MS criteria are well known, based on Mcdonald criteria 2010. MAGNIMS group (2016) proposed new MS ctriteria. MS diagnosis is based on  inflammatory central nervous system (CNS)  involvement (clinical relapses, inflammatory reaction on CSF study and inflammatory lesions on MR exam). Some inflammatory CNS diseases are more and more recognized, but without fulfilling MS criteria. 

 

SURVIMUS II - Net survival in multiple sclerosis patients in France - Emmanuelle Leray, project start: 2016

 

Net survival is defined as the survival which might occur if all risks of dying from other causes than the disease of interest, here multiple sclerosis (MS), were removed. It is estimated from “excess mortality” that isobtained as the difference between the overall mortality observed in the MS population and the overall expected mortality in the general population.
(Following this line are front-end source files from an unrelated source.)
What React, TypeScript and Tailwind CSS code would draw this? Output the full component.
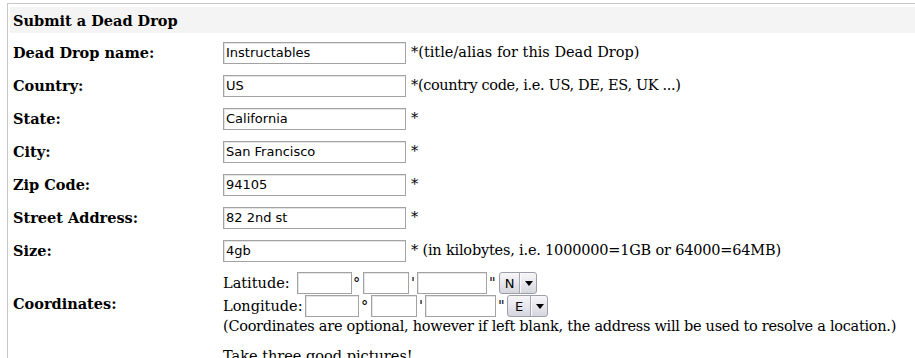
import React from "react";

const rows: [string, string, string, string][] = [
  ["Dead Drop name:", "Instructables", "*(title/alias for this Dead Drop)", "tracking-[0px]"],
  ["Country:", "US", "*(country code, i.e. US, DE, ES, UK ...)", "tracking-[-0.35px]"],
  ["State:", "California", "*", "tracking-[0px]"],
  ["City:", "San Francisco", "*", "tracking-[0px]"],
  ["Zip Code:", "94105", "*", "tracking-[0px]"],
  ["Street Address:", "82 2nd st", "*", "tracking-[0px]"],
  ["Size:", "4gb", "* (in kilobytes, i.e. 1000000=1GB or 64000=64MB)", "tracking-[-0.2px]"],
];

function TextInput({ value, w }: { value?: string; w: string }) {
  return (
    <input
      type="text"
      defaultValue={value}
      className={`${w} h-[22px] shrink-0 border border-[#a3a3a3] bg-white px-[2px] text-[13px] text-black outline-none [font-family:'DejaVu_Sans',sans-serif] shadow-[inset_1px_1px_0_#e4e4e4]`}
    />
  );
}

function Dir({ letter, leftW, w }: { letter: string; leftW: string; w: string }) {
  return (
    <div
      className={`${w} h-[22px] shrink-0 flex rounded-[3px] border border-[#9d9dab] bg-gradient-to-b from-[#f7f7fa] to-[#d6d6de] [font-family:'DejaVu_Sans',sans-serif] text-[13px] text-black`}
    >
      <div className={`${leftW} flex items-center justify-center border-r border-[#a6a6b2]`}>{letter}</div>
      <div className="flex flex-1 items-center justify-center border-l border-[#fafafc]">
        <svg width="8" height="5" viewBox="0 0 8 5">
          <path d="M0 0 H8 L4 5 Z" fill="#000" />
        </svg>
      </div>
    </div>
  );
}

export default function App() {
  return (
    <div className="h-[358px] overflow-hidden bg-white pt-[3px] pl-[7px] text-[14.5px] leading-[17px] text-black [font-family:'DejaVu_Serif',serif]">
      <div className="h-full border-t border-l border-[#c8c8c8] pt-[3px] pl-[2px]">
        <div className="flex h-[26px] items-center bg-[#f4f4f4] pl-[3px] font-bold">Submit a Dead Drop</div>
        <div className="pt-[3px]">
          {rows.map(([label, value, note, tr]) => (
            <div key={label} className="flex h-[33px] items-center">
              <div className="w-[213px] shrink-0 pl-[3px] font-bold">{label}</div>
              <TextInput value={value} w="w-[183px]" />
              <span className={`ml-[5px] whitespace-nowrap ${tr}`}>{note}</span>
            </div>
          ))}
          <div className="flex">
            <div className="flex w-[213px] shrink-0 items-center pl-[3px] font-bold">Coordinates:</div>
            <div className="flex flex-col pt-[5px] pb-[4px]">
              <div className="flex h-[22px] items-center">
                <span className="w-[74px] shrink-0">Latitude:</span>
                <TextInput w="w-[55px]" />
                <span className="w-[11px] shrink-0 pl-[1px]">°</span>
                <TextInput w="w-[46px]" />
                <span className="w-[8px] shrink-0 pl-[2px]">'</span>
                <TextInput w="w-[70px]" />
                <span className="w-[12px] shrink-0 pl-[2px]">"</span>
                <Dir letter="N" leftW="w-[20px]" w="w-[38px]" />
              </div>
              <div className="mt-[1px] flex h-[22px] items-center">
                <span className="w-[82px] shrink-0">Longitude:</span>
                <TextInput w="w-[54px]" />
                <span className="w-[12px] shrink-0 pl-[2px]">°</span>
                <TextInput w="w-[46px]" />
                <span className="w-[8px] shrink-0 pl-[2px]">'</span>
                <TextInput w="w-[71px]" />
                <span className="w-[11px] shrink-0 pl-[2px]">"</span>
                <Dir letter="E" leftW="w-[23px]" w="w-[41px]" />
              </div>
              <div className="mt-[1px] whitespace-nowrap tracking-[-0.28px]">
                (Coordinates are optional, however if left blank, the address will be used to resolve a location.)
              </div>
            </div>
          </div>
          <div className="flex pt-[9px]">
            <div className="w-[213px] shrink-0" />
            <div>Take three good pictures!</div>
          </div>
        </div>
      </div>
    </div>
  );
}
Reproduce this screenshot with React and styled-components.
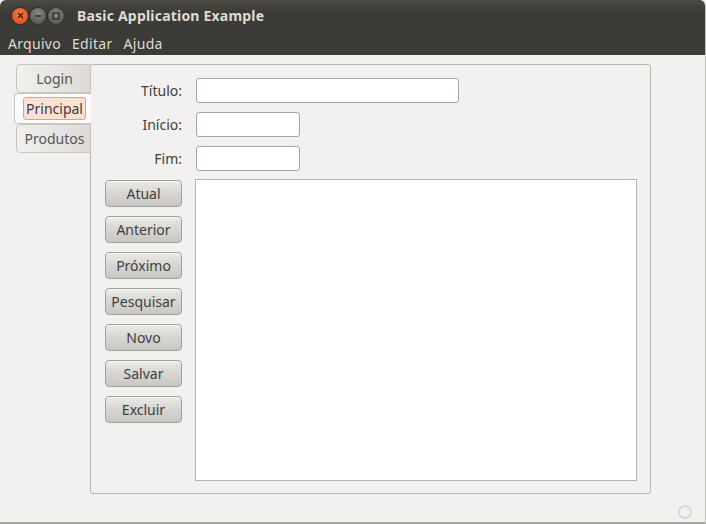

The advantage of this approach, which does not require the information about the cause of death, is to take into account mortality indirectly related to MS, which cannot be achieved in the cause- specific setting.

 

Implementation of a pregnancy register included in the OFSEP cohort - Sandra Vukusic, project start: 2016

 

The influence of pregnancy on the course of multiple sclerosis (MS) has long been a controversial topic. After the publication of the first large prospective study of pregnancy and MS in 1998, counselling of women with MS has radically changed and many patients have been able to fulfil their desire of motherhood. However, there are still some challenges for the neurologist, who has to face old unanswered questions or new issues, regarding the use of disease modifying drugs (DMDs) in this period of life, effects on the short and long term outcome of the mother (in terms of relapses and disability) and the child, role of breast-feeding and locoregional analgesia.